New timber opportunities secured for mid-rise buildings

Responding to a successful, evidence-based submission by Forest and Wood Products Australia (FWPA), the National Construction Code Volume One (NCC) 2019 extends the use of fire-protected timber construction systems in all nine classes of buildings covered by the Code – including multi-residential, hospitality accommodation, schools, retail premises, hospitals, office buildings and aged care facilities – up to an effective height of 25 m.

In 2016, following extensive work and a successful submission by FWPA, the company behind the WoodSolutions Program, a deemed-to-satisfy solution was introduced to the NCC permitting, for the first time, construction in fire-protected timber building systems to an effective height of 25 m (typically 8 storeys) for Class 2, 3 and 5 buildings.

In 2019, these concessions were extended to include all classes of building, meaning that builders and developers wanting to use timber no longer have to undertake time-consuming and expensive ‘performance solutions’ to gain building approval, as long as their designs meet the deemed-to- satisfy requirements.

This change opens the door to a wide range of options and combinations. For example, designers can now create mixed-use mid-rise timber buildings, with residential upper levels and office space or retail on lower levels.

Timber building systems include traditional stick or lightweight timber framing and newer mass timber options, such as cross-laminated timber (CLT), laminated veneer lumber (LVL) and glue-laminated timber (glulam). Under the NCC 2019, the ‘deemed- to-satisfy’ solution for timber construction requires the use of fire-protective coverings like fire-grade plasterboard on timber structural materials.

The requirement for sprinkler systems in timber structures had previously affected their competitiveness with concrete and steel buildings, but the NCC 2019 includes compulsory sprinkler systems in all Class 2 and 3 buildings between four and eight storeys in height. This is a win for everyone, because the effectiveness of sprinkler systems in saving lives and buildings is well documented.

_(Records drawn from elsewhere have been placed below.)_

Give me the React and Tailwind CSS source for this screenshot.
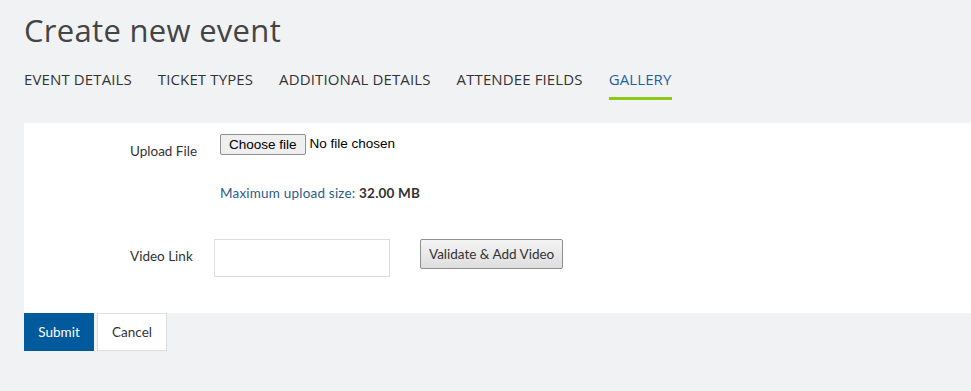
export default function App() {
  const tabs = ["EVENT DETAILS", "TICKET TYPES", "ADDITIONAL DETAILS", "ATTENDEE FIELDS", "GALLERY"];
  return (
    <div className="w-[971px] h-[391px] bg-[#f1f2f4] overflow-hidden" style={{ fontFamily: "Lato, 'Noto Sans', sans-serif" }}>
      <div className="pl-6">
        <h1 className="pt-[11px] text-[31px] leading-[38px] text-[#444] tracking-[0.3px]" style={{ fontFamily: "'Open Sans', sans-serif" }}>
          Create new event
        </h1>
        <div className="flex gap-[26px] mt-[20px] h-[31px]" style={{ fontFamily: "'Open Sans', sans-serif" }}>
          {tabs.map((t) => (
            <div key={t} className={"text-[15px] leading-[20px] pb-[8px] tracking-[0.12px] " + (t === "GALLERY" ? "text-[#1f5fa3] border-b-[3px] border-[#8cc919]" : "text-[#333]")}>
              {t}
            </div>
          ))}
        </div>
        <div className="mt-[23px] bg-white h-[190px] text-[13.5px] text-[#333]">
          <div className="flex pt-[11px]">
            <div className="w-[196px] pl-[106px] pt-[7px]">Upload File</div>
            <div>
              <div className="flex items-center" style={{ fontFamily: "'Liberation Sans', Arial, sans-serif" }}>
                <div className="h-[21px] px-[8px] border border-[#8f8f8f] rounded-[2px] bg-[#efefef] text-[13.5px] text-black leading-[19px]">Choose file</div>
                <span className="ml-[4px] text-[13.5px] text-black">No file chosen</span>
              </div>
              <div className="mt-[28px] text-[#2c5c88] tracking-[0.2px]">
                Maximum upload size: <span className="font-bold text-[#333]">32.00 MB</span>
              </div>
            </div>
          </div>
          <div className="flex mt-[36px]">
            <div className="w-[190px] pl-[106px] pt-[7px]">Video Link</div>
            <div className="w-[176px] h-[38px] border border-[#dcdcdc] bg-white"></div>
            <div className="ml-[30px] h-[30px] px-[8px] border border-[#8f8f8f] rounded-[2px] bg-gradient-to-b from-[#f4f4f4] to-[#dedede] leading-[28px] text-[#333] text-[13.5px]">
              Validate &amp; Add Video
            </div>
          </div>
        </div>
        <div className="flex gap-[3px] text-[13.5px]">
          <div className="w-[70px] h-[38px] bg-[#005a9c] text-white flex items-center justify-center">Submit</div>
          <div className="w-[70px] h-[38px] bg-white border border-[#dedede] text-[#333] flex items-center justify-center">Cancel</div>
        </div>
      </div>
    </div>
  );
}
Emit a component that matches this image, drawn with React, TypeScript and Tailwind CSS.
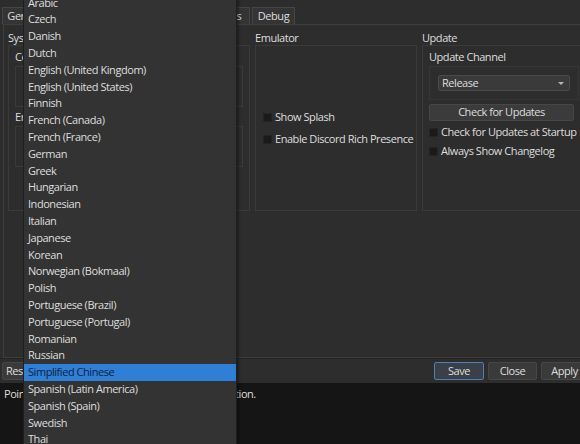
import React from "react";

const languages = [
  "Arabic",
  "Czech",
  "Danish",
  "Dutch",
  "English (United Kingdom)",
  "English (United States)",
  "Finnish",
  "French (Canada)",
  "French (France)",
  "German",
  "Greek",
  "Hungarian",
  "Indonesian",
  "Italian",
  "Japanese",
  "Korean",
  "Norwegian (Bokmaal)",
  "Polish",
  "Portuguese (Brazil)",
  "Portuguese (Portugal)",
  "Romanian",
  "Russian",
  "Simplified Chinese",
  "Spanish (Latin America)",
  "Spanish (Spain)",
  "Swedish",
  "Thai",
  "Traditional Chinese",
];

function Check({ label }: { label: string }) {
  return (
    <div className="flex h-[16px] items-center gap-[3px] whitespace-nowrap">
      <span className="h-[9px] w-[9px] shrink-0 border border-[#242424] bg-[#1a1a1a]" />
      <span>{label}</span>
    </div>
  );
}

function Tab({ label, w }: { label: string; w: string }) {
  return (
    <div
      className={`flex h-[17px] shrink-0 items-center justify-center border border-b-0 border-[#454545] bg-[#343434] px-[4px] ${w}`}
    >
      {label}
    </div>
  );
}

export default function App() {
  return (
    <div
      className="relative flex h-[444px] w-[580px] flex-col overflow-hidden whitespace-nowrap bg-[#2d2d2d] text-[11px] tracking-[-0.45px] text-[#dedede]"
      style={{ fontFamily: '"Open Sans", "Noto Sans", sans-serif' }}
    >
      {/* tabs */}
      <div className="flex gap-[2px] pl-[2px] pt-[7px]">
        <Tab label="General" w="w-[48px]" />
        <Tab label="Graphics" w="w-[60px]" />
        <Tab label="Audio" w="w-[44px]" />
        <Tab label="Input" w="w-[44px]" />
        <Tab label="Paths" w="w-[44px]" />
        <Tab label="Debug" w="w-[43px]" />
      </div>

      {/* tab pane */}
      <div className="ml-[3px] h-[334px] overflow-hidden border border-r-0 border-[#3e3e3e] px-[4px] pt-[6px]">
        <div className="flex gap-[5px]">
          <div className="flex w-[242px] shrink-0 flex-col">
            <div className="h-[14px] leading-[14px]">System</div>
            <div className="h-[166px] border border-[#3a3a3a] px-[6px] pt-[1px]">
              <div className="h-[19px] leading-[19px]">Console Language</div>
              <div className="h-[41px] border border-[#3a3a3a]" />
              <div className="h-[18px] pt-[2px] leading-[16px]">Emulated Region</div>
              <div className="mt-[1px] h-[41px] border border-[#3a3a3a]" />
            </div>
          </div>

          <div className="flex w-[162px] shrink-0 flex-col">
            <div className="h-[14px] leading-[14px]">Emulator</div>
            <div className="flex h-[166px] flex-col justify-center gap-[6px] border border-[#3a3a3a] px-[7px] pt-[1px]">
              <Check label="Show Splash" />
              <Check label="Enable Discord Rich Presence" />
            </div>
          </div>

          <div className="flex w-[170px] shrink-0 flex-col">
            <div className="h-[14px] leading-[14px]">Update</div>
            <div className="h-[166px] border border-[#3a3a3a] px-[6px] pt-[1px]">
              <div className="h-[19px] leading-[19px]">Update Channel</div>
              <div className="w-[150px] border border-[#363636] px-[8px] py-[8px]">
                <div className="flex h-[16px] items-center justify-between rounded-[2px] border border-[#4a4a4a] bg-[#3a3a3a] pl-[3px] pr-[5px]">
                  <span>Release</span>
                  <span className="h-0 w-0 border-x-[3px] border-t-[3px] border-x-transparent border-t-[#b5b5b5]" />
                </div>
              </div>
              <div className="mt-[4px] flex h-[17px] w-[145px] items-center justify-center rounded-[2px] border border-[#474747] bg-[#3b3b3b]">
                Check for Updates
              </div>
              <div className="mt-[3px] flex flex-col gap-[3px]">
                <Check label="Check for Updates at Startup" />
                <Check label="Always Show Changelog" />
              </div>
            </div>
          </div>
        </div>
      </div>

      {/* bottom buttons */}
      <div className="flex h-[25px] items-center justify-between border-t border-[#232323] pl-[2px]">
        <div className="flex h-[18px] items-center rounded-[2px] border border-[#474747] bg-[#3a3a3a] px-[3px]">
          Restore Defaults
        </div>
        <div className="flex gap-[4px]">
          <div className="flex h-[18px] w-[50px] items-center justify-center rounded-[2px] border border-[#4f7fb3] bg-[#3b4048]">
            Save
          </div>
          <div className="flex h-[18px] w-[49px] items-center justify-center rounded-[2px] border border-[#474747] bg-[#3a3a3a]">
            Close
          </div>
          <div className="-mr-[8px] flex h-[18px] w-[47px] items-center justify-center rounded-[2px] border border-[#474747] bg-[#3a3a3a]">
            Apply
          </div>
        </div>
      </div>

      {/* description console */}
      <div className="flex-1 bg-[#151515] px-[4px] pt-[3px]">
        Point at any setting to see a description of that option.
      </div>

      {/* open language popup */}
      <div className="absolute left-[23px] top-0 h-[444px] w-[214px] overflow-hidden border-x border-[#1f1f1f] bg-[#333333] shadow-[2px_0_2px_rgba(0,0,0,0.35)]">
        <div className="-mt-[5.4px]">
          {languages.map((lang) => (
            <div
              key={lang}
              className={`h-[16.8px] pl-[4px] leading-[16.8px] ${
                lang === "Simplified Chinese" ? "bg-[#2f7fd6] text-[#10213a]" : ""
              }`}
            >
              {lang}
            </div>
          ))}
        </div>
      </div>
    </div>
  );
}
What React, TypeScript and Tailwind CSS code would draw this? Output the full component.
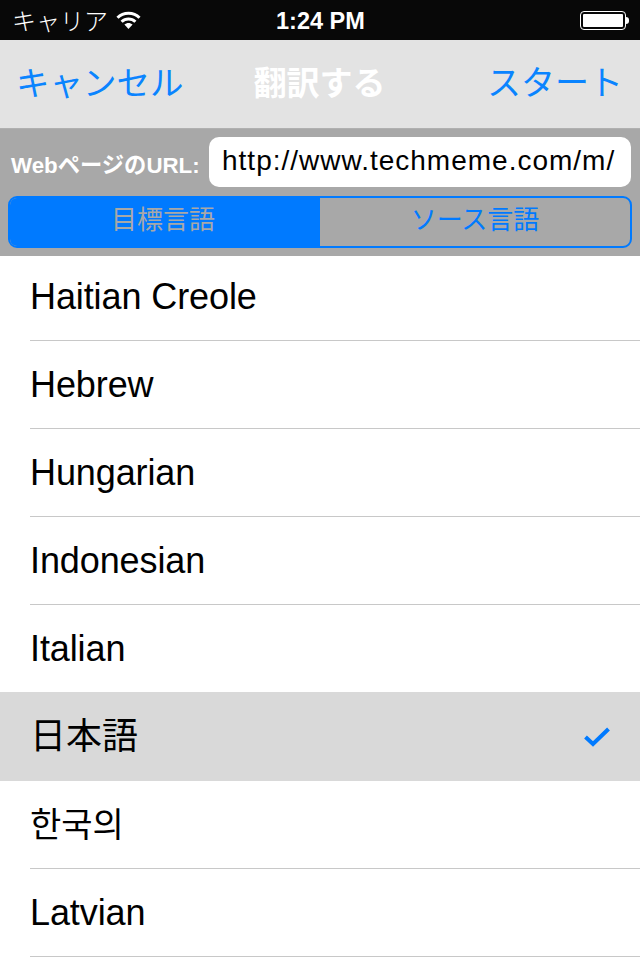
const FONT = "font-['Liberation_Sans','Noto_Sans_CJK_JP',sans-serif]";

const languages = [
  { name: 'Haitian Creole' },
  { name: 'Hebrew' },
  { name: 'Hungarian' },
  { name: 'Indonesian' },
  { name: 'Italian' },
  { name: '日本語', selected: true },
  { name: '한국의', korean: true },
  { name: 'Latvian' },
];

function WifiIcon() {
  return (
    <svg width="25" height="18" viewBox="0 0 25 18" fill="none">
      <path d="M1.5 6.8 C7.5 0.6 17.5 0.6 23.5 6.8" stroke="white" strokeWidth="3" />
      <path d="M5.6 10.8 C9.5 7 15.5 7 19.4 10.8" stroke="white" strokeWidth="3" />
      <path d="M8.4 13.6 C10.8 11.4 14.2 11.4 16.6 13.6 L12.5 18 Z" fill="white" />
    </svg>
  );
}

function StatusBar() {
  return (
    <div className="relative h-10 bg-[#080808] text-white flex items-center justify-between pl-[12px] pr-[11px]">
      <div className="flex items-center gap-[8px]">
        <span className="text-[24px] leading-none font-['Noto_Sans_CJK_JP',sans-serif] font-light">キャリア</span>
        <WifiIcon />
      </div>
      <span className="absolute left-[276px] top-[8px] text-[23.5px] leading-[26px] font-bold">1:24 PM</span>
      <div className="flex items-center">
        <div className="w-[46px] h-[19px] rounded-[4px] border border-white p-[2px]">
          <div className="w-full h-full rounded-[1px] bg-white" />
        </div>
        <div className="w-[3px] h-[7px] bg-white rounded-r-sm" />
      </div>
    </div>
  );
}

function NavBar() {
  return (
    <div className="h-[89px] bg-[#e3e3e3] border-b border-[#b0b0b0] flex items-center pl-[16px] pr-[17px] pb-[6px] font-['Noto_Sans_CJK_JP',sans-serif]">
      <span className="flex-1 text-[33.5px] leading-none text-[#0a84ff]">キャンセル</span>
      <span className="text-[33px] leading-none text-white font-bold">翻訳する</span>
      <span className="flex-1 text-right text-[34px] leading-none text-[#0a84ff]">スタート</span>
    </div>
  );
}

function UrlPanel() {
  return (
    <div className="relative z-10 h-[127px] bg-[#a8a8a8] px-2 pt-2">
      <div className="flex items-center h-[50px]">
        <span className="w-[201px] pl-[3px] pt-[8px] text-[22.3px] leading-none text-white font-bold whitespace-nowrap">WebページのURL:</span>
        <div className="w-[422px] h-[50px] rounded-[10px] bg-white flex items-center pl-[13px] pb-[3px] text-[28px] tracking-[1px] text-black whitespace-nowrap overflow-hidden">
          http://www.techmeme.com/m/
        </div>
      </div>
      <div className="mt-[9px] h-[52px] flex rounded-[9px] overflow-hidden border-2 border-[#007aff] text-[26px] font-['Noto_Sans_CJK_JP',sans-serif]">
        <div className="w-[310px] bg-[#007aff] text-[#a8a8a8] flex items-center justify-center pb-[10px] pr-[4px]">目標言語</div>
        <div className="flex-1 text-[#007aff] flex items-center justify-center pb-[10px]">ソース言語</div>
      </div>
    </div>
  );
}

function CheckMark() {
  return (
    <svg width="28" height="22" viewBox="0 0 28 22" fill="none">
      <path d="M2.5 11 L10 18 L25.5 3" stroke="#007aff" strokeWidth="4" />
    </svg>
  );
}

export default function App() {
  return (
    <div className={`w-[640px] h-[960px] overflow-hidden bg-white ${FONT}`}>
      <StatusBar />
      <NavBar />
      <UrlPanel />
      <ul className="-mt-[3px]">
        {languages.map((lang) => (
          <li
            key={lang.name}
            className={
              lang.selected
                ? 'relative h-[89px] -mt-px pl-[30px] flex bg-[#d9d9d9]'
                : 'h-[88px] pl-[30px] flex'
            }
          >
            <div
              className={`flex-1 flex items-center justify-between pr-[29px] text-black ${
                lang.selected
                  ? "text-[36px] font-['Noto_Sans_CJK_JP',sans-serif]"
                  : lang.korean
                    ? "text-[34px] pb-[4px] border-b border-[#c8c8c8] font-['Noto_Sans_CJK_KR',sans-serif]"
                    : 'text-[36px] tracking-[-0.1px] border-b border-[#c8c8c8]'
              }`}
            >
              <span className={lang.selected ? 'pb-[7px]' : ''}>{lang.name}</span>
              {lang.selected && <CheckMark />}
            </div>
          </li>
        ))}
      </ul>
    </div>
  );
}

The option to build using pre-fabricated timber systems, rather than traditional steel and concrete, brings a number of advantages, including faster construction, greater safety on the worksite, lighter buildings and footings, and the environmental benefits of using timber – a sustainable and renewable building material.

The combination of these factors and the NCC 2019 amendments have created new market opportunities for suppliers of timber building systems, and added sales volume as builders and developers around Australia have responded to the Code changes by building taller timber buildings.